Andrew Bolt and appalling barbarity

Andrew Bolt and appalling barbarity





Andrew Bolt and appalling barbarity

Nour Dados 27 March 2014, 5:30pm  




The beating heart of barbarity is the indiscriminate and
inhumane treatment of the vulnerable by those in positions of power,
writes
Nour Dados.




LAST WEEK, Andrew Bolt – touted on his own page as 'Australia's most read columnist' – took aim at the large March in March demonstrations, in a column titled Barbarity should appal us, or we’re in trouble.



Bolt's claims against the March in March protesters are twofold.



On the one hand, they are hypocrites because, according to Bolt, the 'vicious hatred'
promoted by some of the banners and statements at the rallies would
have been denounced by the protesters had they been used by 'the right'. It goes without saying that against extensive contradictory advice voiced in the Comments section of his blog, Bolt assumes everyone at the marches belongs to a coherent social group called 'the left'.

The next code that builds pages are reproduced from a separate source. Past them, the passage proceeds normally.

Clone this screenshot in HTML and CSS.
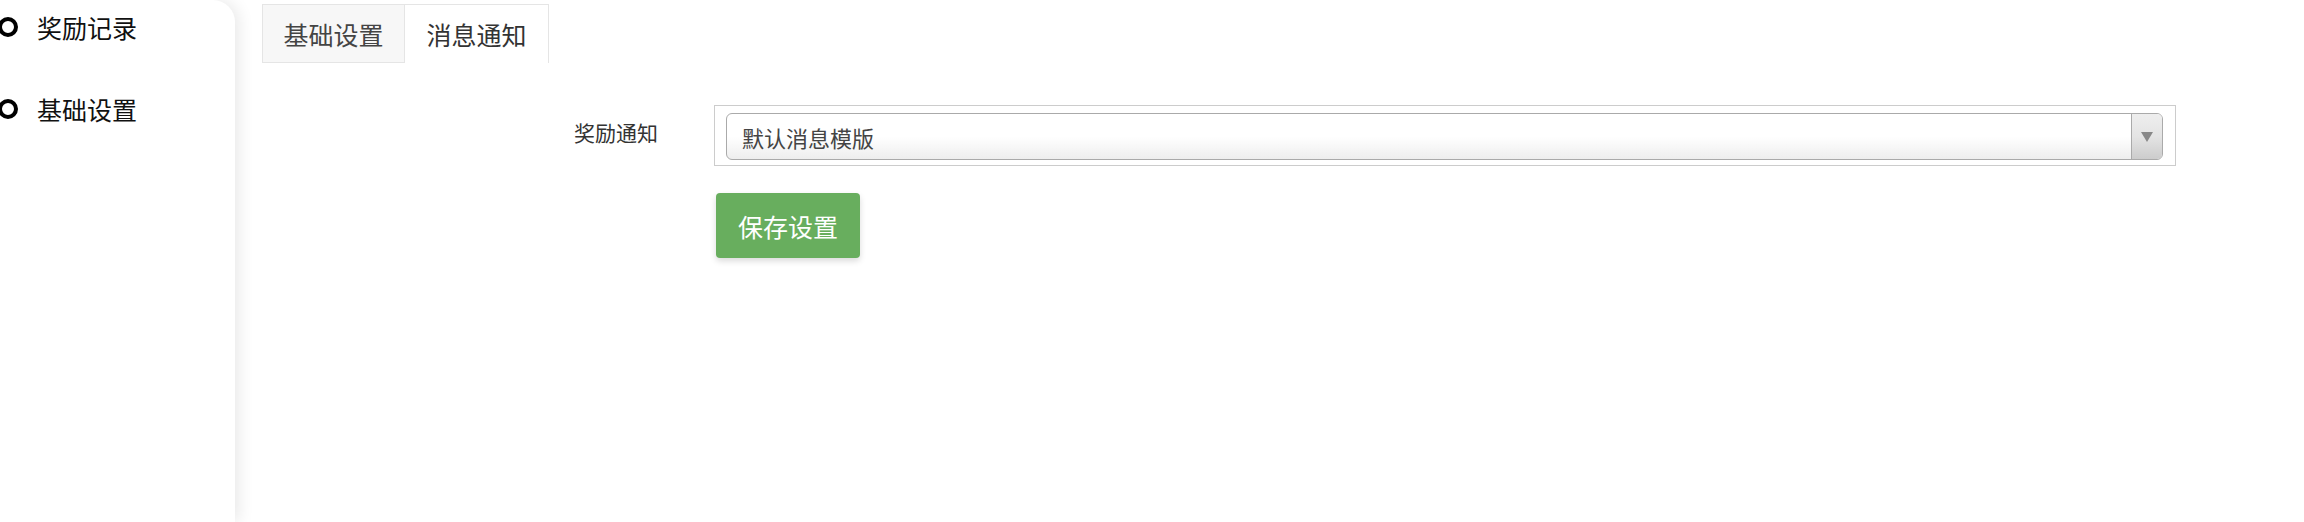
FILE: index.html
```html
<!DOCTYPE html>
<html lang="zh-CN">
<head>
<meta charset="utf-8">
<title>消息通知</title>
<link rel="stylesheet" href="styles.css">
</head>
<body>
<div class="page">
  <aside class="sidebar">
    <ul class="menu">
      <li class="menu-item"><span class="dot"></span><span class="menu-text">奖励记录</span></li>
      <li class="menu-item"><span class="dot"></span><span class="menu-text">基础设置</span></li>
    </ul>
  </aside>
  <main class="main">
    <div class="tabs">
      <div class="tab">基础设置</div>
      <div class="tab tab-active">消息通知</div>
    </div>
    <form class="form">
      <div class="form-row">
        <label class="form-label">奖励通知</label>
        <div class="select-wrap">
          <div class="select">
            <span class="select-value">默认消息模版</span>
            <span class="select-arrow"><span class="tri"></span></span>
          </div>
        </div>
      </div>
      <div class="form-actions">
        <button type="button" class="btn-save">保存设置</button>
      </div>
    </form>
  </main>
</div>
</body>
</html>
```

FILE: styles.css
```css
* { box-sizing: border-box; }
html, body {
  margin: 0;
  padding: 0;
  background: #fff;
  font-family: "Noto Sans CJK SC", "Noto Sans", sans-serif;
}
.page {
  display: flex;
  width: 2304px;
  height: 522px;
  overflow: hidden;
}
.sidebar {
  width: 235px;
  flex: 0 0 235px;
  height: 522px;
  background: #fff;
  border-top-right-radius: 22px;
  box-shadow: 4px 0 16px rgba(0, 0, 0, 0.09);
  position: relative;
  z-index: 1;
  overflow: hidden;
}
.menu {
  list-style: none;
  margin: 0;
  padding: 0;
}
.menu-item {
  display: flex;
  align-items: center;
  height: 54px;
  margin-bottom: 28px;
}
.dot {
  width: 20px;
  height: 20px;
  border: 4px solid #000;
  border-radius: 50%;
  flex: 0 0 20px;
  margin-left: -2px;
}
.menu-text {
  margin-left: 19px;
  font-size: 25px;
  color: #111;
}
.main {
  flex: 1;
  padding: 4px 0 0 27px;
}
.tabs {
  display: flex;
  height: 59px;
}
.tab {
  display: flex;
  align-items: center;
  justify-content: center;
  padding: 0 20px;
  width: 142px;
  font-size: 25px;
  color: #444;
  background: #f7f7f7;
  border: 1px solid #e5e5e5;
  border-right: none;
}
.tab-active {
  width: 145px;
  background: #fff;
  color: #333;
  border-right: 1px solid #e5e5e5;
  border-bottom: none;
}
.form {
  margin-top: 42px;
}
.form-row {
  display: grid;
  grid-template-columns: 396px 1462px;
  column-gap: 56px;
  align-items: center;
}
.form-label {
  text-align: right;
  font-size: 21px;
  color: #333;
  margin-top: -7px;
}
.select-wrap {
  height: 61px;
  border: 1px solid #ccc;
  padding: 7px 12px 5px 11px;
}
.select {
  display: flex;
  height: 47px;
  border: 1px solid #aaa;
  border-radius: 6px;
  background: linear-gradient(to bottom, #fff 0%, #fff 50%, #eee 100%);
  overflow: hidden;
}
.select-value {
  flex: 1;
  display: flex;
  align-items: center;
  padding-left: 15px;
  font-size: 22px;
  color: #444;
}
.select-arrow {
  width: 31px;
  display: flex;
  align-items: center;
  justify-content: center;
  border-left: 1px solid #aaa;
  background: linear-gradient(to bottom, #eee 0%, #e4e4e4 50%, #ccc 100%);
}
.tri {
  width: 0;
  height: 0;
  border-left: 6px solid transparent;
  border-right: 6px solid transparent;
  border-top: 10px solid #888;
}
.form-actions {
  margin-top: 27px;
  padding-left: 454px;
}
.btn-save {
  width: 144px;
  height: 65px;
  border: none;
  border-radius: 4px;
  background: #68ae5e;
  color: #fff;
  font-family: "Noto Sans CJK SC", "Noto Sans", sans-serif;
  font-size: 25px;
  box-shadow: 0 3px 6px rgba(0, 0, 0, 0.15);
  padding: 0;
}
```
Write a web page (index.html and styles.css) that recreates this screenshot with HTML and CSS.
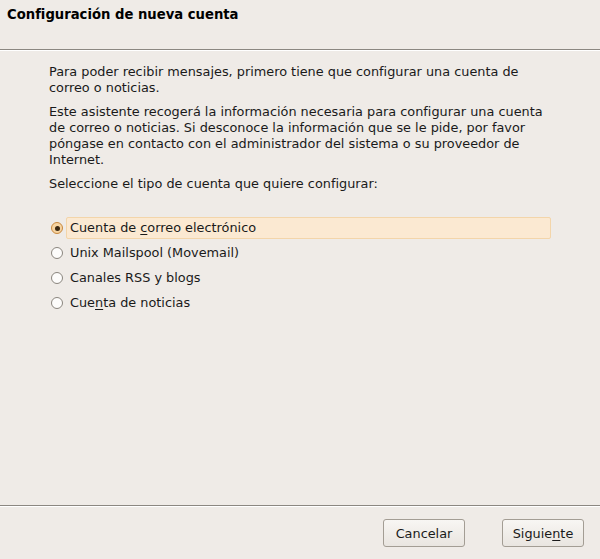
FILE: index.html
```html
<!DOCTYPE html>
<html lang="es">
<head>
<meta charset="utf-8">
<title>Configuración de nueva cuenta</title>
<link rel="stylesheet" href="styles.css">
</head>
<body>
<div class="dialog">
  <header class="header">
    <h1 class="title">Configuración de nueva cuenta</h1>
  </header>
  <main class="content">
    <p class="para">Para poder recibir mensajes, primero tiene que configurar una cuenta de correo o noticias.</p>
    <p class="para">Este asistente recogerá la información necesaria para configurar una cuenta de correo o noticias. Si desconoce la información que se le pide, por favor póngase en contacto con el administrador del sistema o su proveedor de Internet.</p>
    <p class="para">Seleccione el tipo de cuenta que quiere configurar:</p>
    <ul class="options">
      <li class="option selected"><span class="radio checked"></span><span class="label">Cuenta de <u>c</u>orreo electrónico</span></li>
      <li class="option"><span class="radio"></span><span class="label">Unix Mailspool (Movemail)</span></li>
      <li class="option"><span class="radio"></span><span class="label">Canales RSS y blogs</span></li>
      <li class="option"><span class="radio"></span><span class="label">Cue<u>n</u>ta de noticias</span></li>
    </ul>
  </main>
  <footer class="footer">
    <button class="btn">Cancelar</button>
    <button class="btn">Siguie<u>n</u>te</button>
  </footer>
</div>
</body>
</html>
```
FILE: styles.css
```css
html, body {
  margin: 0;
  padding: 0;
}
body {
  background: #efebe7;
  font-family: "DejaVu Sans", "Liberation Sans", sans-serif;
  font-size: 12.85px;
  color: #1a1a1a;
  width: 600px;
  height: 559px;
  overflow: hidden;
}
.dialog {
  display: flex;
  flex-direction: column;
  height: 559px;
}
.header {
  height: 50px;
  box-sizing: border-box;
  padding: 7px 0 0 7px;
  border-bottom: 1px solid #8b8781;
  box-shadow: 0 1px 0 #ffffff;
}
.title {
  margin: 0;
  font-size: 13.2px;
  font-weight: bold;
  line-height: 16px;
  color: #000;
}
.content {
  flex: 1;
  padding: 14px 50px 0 49px;
}
.para {
  margin: 0 0 8px 0;
  line-height: 16px;
}
.options {
  list-style: none;
  margin: 0;
  padding: 17px 0 0 0;
}
.option {
  display: flex;
  align-items: center;
  height: 22px;
  margin-bottom: 3px;
  width: 502px;
}
.option u {
  text-decoration-thickness: 1px;
  text-underline-offset: 2px;
}
.radio {
  width: 12px;
  height: 12px;
  box-sizing: border-box;
  border: 1px solid #8a857e;
  border-radius: 50%;
  background: #fdfcfb;
  margin-left: 2px;
  margin-right: 3px;
  flex: none;
  position: relative;
}
.radio.checked {
  border-color: #c9893f;
  background: #f6d4a2;
}
.radio.checked::after {
  content: "";
  position: absolute;
  left: 2.5px;
  top: 2.5px;
  width: 5px;
  height: 5px;
  border-radius: 50%;
  background: #3a2812;
}
.label {
  line-height: 20px;
  flex: 1;
  padding-left: 3px;
  border: 1px solid transparent;
  border-radius: 2px;
}
.option.selected .label {
  background: #fbe9d2;
  border-color: #f3d5aa;
}
.footer {
  height: 54px;
  box-sizing: border-box;
  border-top: 1px solid #8b8781;
  box-shadow: inset 0 1px 0 #ffffff;
  display: flex;
  justify-content: flex-end;
  align-items: flex-start;
  padding: 13px 16px 0 0;
  gap: 37px;
}
.btn {
  width: 82px;
  height: 28px;
  font-family: "DejaVu Sans", "Liberation Sans", sans-serif;
  font-size: 12.85px;
  color: #1a1a1a;
  border: 1px solid #a39d94;
  border-radius: 3px;
  background: linear-gradient(#f8f6f3, #e9e5e0);
  padding: 0;
}
.btn u {
  text-underline-offset: 2px;
}
```
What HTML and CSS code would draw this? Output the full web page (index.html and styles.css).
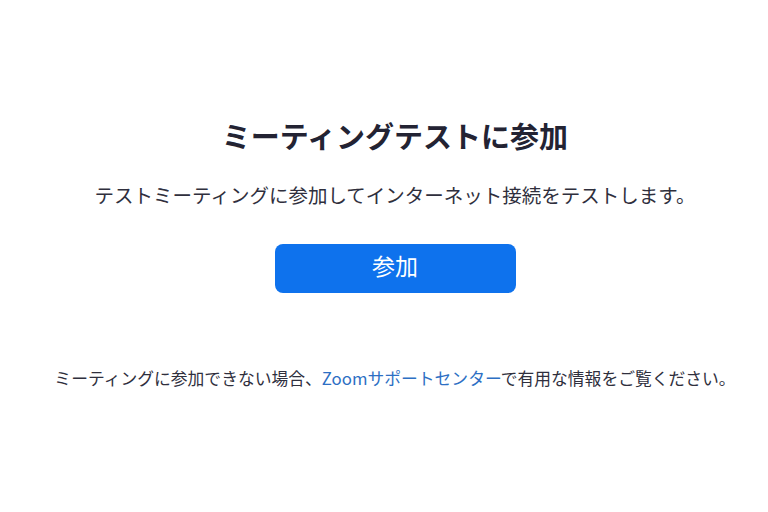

On the other hand, the protesters are also barbarians who have fallen down a slippery slope of savage brutality.



The evidence for this claim is found in a handful of banners with slogans like 'Kill Abbott' and 'Kill the Politicians'.



Rather selectively, Bolt omits numerous other banners calling for
compassion and justice, like one from March in March on the Gold Coast
that read




'When did compassion go out of fashion. RIP Reza Berati'. 






To claim that an individual is a hypocrite and a barbarian is surely
not something one undertakes lightly and without substantial evidence.
Bolt's “proof” extends no further than sighting photographs of banners
and t-shirts at a protest. Worse, he goes far beyond unsubstantiated
accusations levelled at an individual and spares no-one among the
100,000 plus Australians who marched across the country the charge of
hypocrisy and barbarity.




Many will respond to this with the shrug of a shoulder and the roll
of an eye. After all, Bolt's bloodsport is cold hard generalisation.
From a few banners and t-shirts, he can deduce the 'nature' of the
protesters, and reduce a multitudinous group of politically diverse
people to a hoard of hypocrites and barbarians.




The charge of "barbarity" is worth examining.



Surely, if barbarity doesn't appal us, we are in trouble. But
whatever we may think of the slogans and banners that Bolt found
offensive, we can be certain that no-one at the protests was wielding
weapons or inciting violence against anyone else.




The banners and opinions expressed a frustration with a political
process that has locked people out of decision making beyond a symbolic
vote at the ballot box every three years.




The barbarity that concerns Bolt may be among us, but it is not upon
protesters demanding social justice and accountability from government
that we should be looking for it.




Barbarity has to be present in the way that state power is exercised
in order to circulate in society at large. It has to be present in the
activities, actions and statements of governments before it can be
reproduced – if indeed it is – by those opposing state action.




More often, the case, however, is that opposition to state power is
marginalised to the extent that all forms of dissent face increasing
retribution.




Take, for example, last Friday’s arrest of a group of protesters
belonging to a number of Christian churches – including Catholic,
Uniting, Churches of Christ and Hillsong – at Immigration Minister Scott
Morrison's Cronulla office after they observed a prayer vigil for the victims of Australia's asylum policies.






Even a familiar cultural form like Christian prayer is not exempt
from prosecution when it exposes the workings of the political power
that maintains the boundaries of our social world.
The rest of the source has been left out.